At the same time, fiscal policy has little, if any, room to operate in the short term. Tax cuts implemented in the second half of 2007 are already supporting domestic demand. With the deficit at 2.7 percent of GDP in 2007, the public finances are in no position to provide further stimulus without risking a breach of the 3-percent-of-GDP Maastricht deficit limit (see Chart 1)
In addition, an already weak external sector performance adds urgency to the case for structural reforms. Disappointing export performance in recent years is testimony to deep-seated rigidities. Broad reforms addressing these rigidities, along with fiscal adjustment over the medium term, are key to raising future growth and export performance.
Critical mass of reforms
Other countries' experiences and IMF staff research suggest that a critical mass of structural reforms is the most apt to exploit synergies and generate faster and larger payoffs, and may attenuate opposition. Experience also indicates that the payoffs are the largest where market distortions are the greatest. In France, labor market rigidities and pervasive constraints on competition in services markets are key constraints on higher growth (see Chart 2).
The government has appropriately underscored the need to overhaul labor markets. Key initiatives include the reform of job-search services, professional education, and union representation, as well as changes to labor contracts.
However, progress so far has been mixed in important areas. In particular:
• The amendments to labor contracts agreed by social partners fall short of a comprehensive reform, keeping the present, highly limiting juridical framework for labor relations unchanged. Research indicates that reforms that make the labor market more flexible at the margin are ineffectual, tending to artificially increase turnover and only modestly affecting job creation, while having potentially harmful effects on welfare.
• Measures to ease the 35-hour workweek restrictions, including the tax exemption for overtime, only indirectly address the original distortion of the statutory reduction in working time. In addition, they come at a cost to public finances, underscoring the pernicious link between rigid labor market institutions and the budget, as public money is used to alleviate the cost of these rigidities.
Competition policy
The government has also rightly placed competition policy in goods and services markets at the center of its reform agenda. A commission led by French economist and scholar Jacques Attali has identified several reform areas that should help improve economic efficiency, thus yielding lower consumer prices and greater productivity.

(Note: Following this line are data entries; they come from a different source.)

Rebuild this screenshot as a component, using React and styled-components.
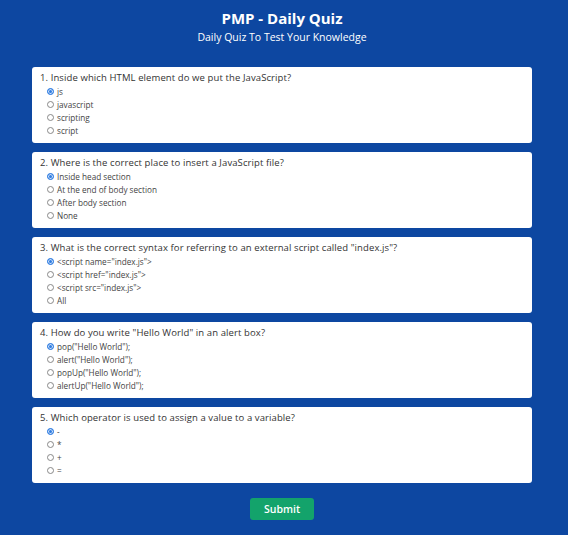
import React, { useState } from "react";
import styled, { createGlobalStyle } from "styled-components";

const GlobalStyle = createGlobalStyle`
  html, body {
    margin: 0;
    padding: 0;
    background: #0d47a1;
  }
  body {
    font-family: "Open Sans", "DejaVu Sans", sans-serif;
  }
`;

const questions = [
  {
    q: "1. Inside which HTML element do we put the JavaScript?",
    options: ["js", "javascript", "scripting", "script"],
  },
  {
    q: "2. Where is the correct place to insert a JavaScript file?",
    options: ["Inside head section", "At the end of body section", "After body section", "None"],
  },
  {
    q: '3. What is the correct syntax for referring to an external script called "index.js"?',
    options: ['<script name="index.js">', '<script href="index.js">', '<script src="index.js">', "All"],
  },
  {
    q: '4. How do you write "Hello World" in an alert box?',
    options: ['pop("Hello World");', 'alert("Hello World");', 'popUp("Hello World");', 'alertUp("Hello World");'],
  },
  {
    q: "5. Which operator is used to assign a value to a variable?",
    options: ["-", "*", "+", "="],
  },
];

const Page = styled.div`
  width: 564px;
  min-height: 535px;
  box-sizing: border-box;
  padding: 8px 0 16px;
  display: flex;
  flex-direction: column;
  align-items: center;
`;

const Header = styled.header`
  text-align: center;
  color: #fff;
  margin-bottom: 21px;
`;

const Title = styled.h1`
  margin: 0;
  font-size: 15px;
  font-weight: 700;
  line-height: 20px;
`;

const Subtitle = styled.p`
  margin: 0;
  font-size: 10.5px;
  line-height: 18px;
`;

const List = styled.div`
  display: flex;
  flex-direction: column;
  gap: 9px;
  width: 500px;
`;

const Card = styled.section`
  background: #fff;
  border-radius: 3px;
  padding: 4px 8px 6px;
  height: 76px;
  box-sizing: border-box;
  color: #333;
`;

const Question = styled.div`
  font-size: 9.5px;
  line-height: 13px;
  margin-bottom: 1px;
  letter-spacing: 0.1px;
`;

const Option = styled.label`
  display: flex;
  align-items: center;
  gap: 3px;
  height: 13px;
  padding-left: 7px;
  font-size: 8.2px;
  color: #444;
`;

const Radio = styled.span`
  width: 7px;
  height: 7px;
  border-radius: 50%;
  box-sizing: border-box;
  border: 1px solid ${(p) => (p.$on ? "#2f7de1" : "#888")};
  background: ${(p) => (p.$on ? "#2f7de1" : "#fff")};
  box-shadow: ${(p) => (p.$on ? "inset 0 0 0 1px #cfe0f8" : "none")};
  flex: none;
`;

const Submit = styled.button`
  margin-top: 15px;
  width: 64px;
  height: 22px;
  border: none;
  border-radius: 3px;
  background: #13a36b;
  color: #fff;
  font-family: inherit;
  font-size: 10.5px;
  font-weight: 600;
  cursor: pointer;
`;

export default function App() {
  const [answers, setAnswers] = useState(questions.map(() => 0));
  return (
    <Page>
      <GlobalStyle />
      <Header>
        <Title>PMP - Daily Quiz</Title>
        <Subtitle>Daily Quiz To Test Your Knowledge</Subtitle>
      </Header>
      <List>
        {questions.map((item, qi) => (
          <Card key={qi}>
            <Question>{item.q}</Question>
            {item.options.map((opt, oi) => (
              <Option
                key={oi}
                onClick={() =>
                  setAnswers(answers.map((a, i) => (i === qi ? oi : a)))
                }
              >
                <Radio $on={answers[qi] === oi} />
                {opt}
              </Option>
            ))}
          </Card>
        ))}
      </List>
      <Submit>Submit</Submit>
    </Page>
  );
}
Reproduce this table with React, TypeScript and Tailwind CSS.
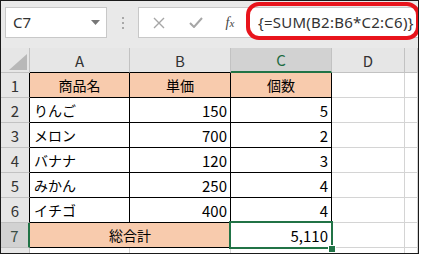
import React from "react";

const JP = { fontFamily: '"Noto Sans CJK JP", "Noto Sans", sans-serif' };

type Row = { name: string; price: string; qty: string };

const rows: Row[] = [
  { name: "りんご", price: "150", qty: "5" },
  { name: "メロン", price: "700", qty: "2" },
  { name: "バナナ", price: "120", qty: "3" },
  { name: "みかん", price: "250", qty: "4" },
  { name: "イチゴ", price: "400", qty: "4" },
];

function Toolbar() {
  return (
    <div className="relative h-[47px] shrink-0 bg-[#e9e9e9] flex items-start pt-[6px] pl-[4px]">
      {/* name box */}
      <div className="w-[102px] h-[31px] bg-white border border-[#c8c8c8] flex items-center justify-between pl-[7px] pr-[6px]">
        <span className="text-[15px] text-[#333] leading-none" style={{ fontFamily: '"Noto Sans", sans-serif' }}>
          C7
        </span>
        <svg width="9" height="5" viewBox="0 0 9 5">
          <path d="M0 0 L9 0 L4.5 5 Z" fill="#777" />
        </svg>
      </div>
      {/* grip dots */}
      <div className="w-[31px] h-[31px] flex flex-col items-center justify-center gap-[3px]">
        <span className="w-[2px] h-[2px] bg-[#a8a8a8]" />
        <span className="w-[2px] h-[2px] bg-[#a8a8a8]" />
        <span className="w-[2px] h-[2px] bg-[#a8a8a8]" />
      </div>
      {/* formula input */}
      <div className="flex-1 h-[31px] bg-white border border-[#c8c8c8] border-r-0 flex items-center">
        <div className="w-[38px] flex justify-center ml-[1px]">
          <svg width="12" height="12" viewBox="0 0 12 12">
            <path d="M1 1 L11 11 M11 1 L1 11" stroke="#a6a6a6" strokeWidth="1.4" />
          </svg>
        </div>
        <div className="w-[36px] flex justify-center">
          <svg width="14" height="11" viewBox="0 0 14 11">
            <path d="M1 6 L5 10 L13 1" stroke="#a6a6a6" strokeWidth="2" fill="none" />
          </svg>
        </div>
        <div className="w-[32px] flex justify-center">
          <span
            className="italic text-[14px] text-[#444] leading-none"
            style={{ fontFamily: '"Liberation Serif", serif' }}
          >
            f<span className="text-[11px]">x</span>
          </span>
        </div>
        <span
          className="ml-[12px] text-[15px] tracking-[0.25px] text-[#333] leading-none whitespace-nowrap"
          style={{ fontFamily: '"Noto Sans", sans-serif' }}
        >
          {"{=SUM(B2:B6*C2:C6)}"}
        </span>
      </div>
      {/* red highlight around the formula */}
      <div className="absolute left-[245px] top-[1px] w-[174px] h-[38px] border-[4px] border-[#e8141c] rounded-[13px] pointer-events-none" />
    </div>
  );
}

function ColHead({ label, selected, dataEdge }: { label: string; selected?: boolean; dataEdge?: boolean }) {
  const base = "flex items-center justify-center text-[15px] leading-none border-r border-[#c2c2c2]";
  const cls = selected
    ? `${base} bg-[#d2d2d2] text-[#1d6b42] border-b-2 border-b-[#217346]`
    : dataEdge
    ? `${base} bg-[#e6e6e6] text-[#333] border-b border-b-black`
    : `${base} bg-[#e6e6e6] text-[#333] border-b border-b-[#c2c2c2]`;
  return (
    <div className={cls} style={JP}>
      {label}
    </div>
  );
}

function RowHead({ label, selected, dataEdge = true }: { label: string; selected?: boolean; dataEdge?: boolean }) {
  const base = "flex items-center justify-center text-[15px] leading-none border-b border-[#c2c2c2]";
  const cls = selected
    ? `${base} bg-[#d2d2d2] text-[#3a4f45] border-r-2 border-r-[#217346]`
    : dataEdge
    ? `${base} bg-[#e6e6e6] text-[#333] border-r border-r-black`
    : `${base} bg-[#e6e6e6] text-[#333] border-r border-r-[#c2c2c2]`;
  return (
    <div className={cls} style={JP}>
      {label}
    </div>
  );
}

const cell = "border-r border-b border-black flex items-center text-[14px] leading-none text-black";
const num = "border-r border-b border-black flex items-center justify-end pr-[3px] text-[15px] leading-none text-black";
const empty = "border-r border-b border-[#d4d4d4] bg-white";

export default function App() {
  return (
    <div className="w-[421px] h-[255px] bg-white overflow-hidden">
      <div className="w-[419px] h-[254px] border border-[#1a1a1a] flex flex-col overflow-hidden bg-white">
        <Toolbar />
        <div className="grid grid-cols-[29px_100px_101px_101px_73px_1fr] grid-rows-[25px_repeat(8,25px)]">
          {/* header row */}
          <div className="bg-[#e6e6e6] border-r border-b border-[#c2c2c2] flex items-end justify-end pr-[2px] pb-[2px]">
            <svg width="18" height="16" viewBox="0 0 18 16">
              <path d="M18 0 L18 16 L0 16 Z" fill="#b8b8b8" />
            </svg>
          </div>
          <ColHead label="A" dataEdge />
          <ColHead label="B" dataEdge />
          <ColHead label="C" selected />
          <ColHead label="D" />
          <ColHead label="" />

          {/* row 1: headings */}
          <RowHead label="1" />
          <div className={`${cell} justify-center bg-[#f8cbad]`} style={JP}>商品名</div>
          <div className={`${cell} justify-center bg-[#f8cbad]`} style={JP}>単価</div>
          <div className={`${cell} justify-center bg-[#f8cbad]`} style={JP}>個数</div>
          <div className={empty} />
          <div className={empty} />

          {rows.map((r, i) => (
            <React.Fragment key={r.name}>
              <RowHead label={String(i + 2)} />
              <div className={`${cell} pl-[4px]`} style={JP}>{r.name}</div>
              <div className={num} style={JP}>{r.price}</div>
              <div className={num} style={JP}>{r.qty}</div>
              <div className={empty} />
              <div className={empty} />
            </React.Fragment>
          ))}

          {/* row 7: total */}
          <RowHead label="7" selected />
          <div className={`${cell} col-span-2 justify-center bg-[#f8cbad]`} style={JP}>総合計</div>
          <div className={`${num} relative`} style={JP}>
            5,110
            <span className="absolute left-[-2px] top-[-2px] w-[104px] h-[28px] border-2 border-[#217346] pointer-events-none" />
            <span className="absolute left-[97px] top-[22px] w-[6px] h-[6px] bg-[#217346] border border-white box-content pointer-events-none" />
          </div>
          <div className={empty} />
          <div className={empty} />

          {/* row 8, only its top edge shows */}
          <RowHead label="" dataEdge={false} />
          <div className={empty} />
          <div className={empty} />
          <div className={empty} />
          <div className={empty} />
          <div className={empty} />
        </div>
      </div>
    </div>
  );
}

A recently proposed law to modernize the economy takes on board many of the Attali Commission's recommendations to improve the business environment, strengthen competition in the retail sector, launch new infrastructure investments, and enhance the financial system. These are all necessary and welcome changes.
But more will be needed to address pervasive entry barriers in some key regulated activities and professions, barriers that create rent-seeking distortions. The implementation of the EU Services Directive, if carried through boldly, provides the opportunity to improve economic efficiency and productivity while reducing prices to consumers.
Achieving fiscal consolidation
The government is also seeking to modernize the state and its finances. It has proposed an overhaul of the civil service and advanced potentially far-reaching, general reviews of expenditure and taxes.
The comprehensive review of public policy, initiated last year, has already identified areas where public expenditure can be reduced and public services improved. Given the extensive role of the French state in the economy, the exercise should go beyond marginal improvements in costs and efficiency to rationalize public functions and refocus on core missions, thus achieving meaningful and lasting reductions in expenditure (see Chart 3).
The forthcoming multiyear budget could thus spell out expenditure targets and means to achieve them on the basis of the review. International experience demonstrates that well-executed expenditure reviews can yield appreciable results, providing sustainable improvements in the fiscal position and in the efficiency of public services, to the benefit of all.
Tangible results from the modernization of the state should lead to fiscal consolidation. At the same time, the fiscal efforts should complement structural reforms. Experience in other industrialized countries has also shown that contemporaneous fiscal consolidation and structural reforms can generate virtuous cycles of improved competitiveness, higher growth, and healthier public finances. Maintaining a steady pace of fiscal adjustment would promote policy credibility and help anchor other policies to modernize the economy.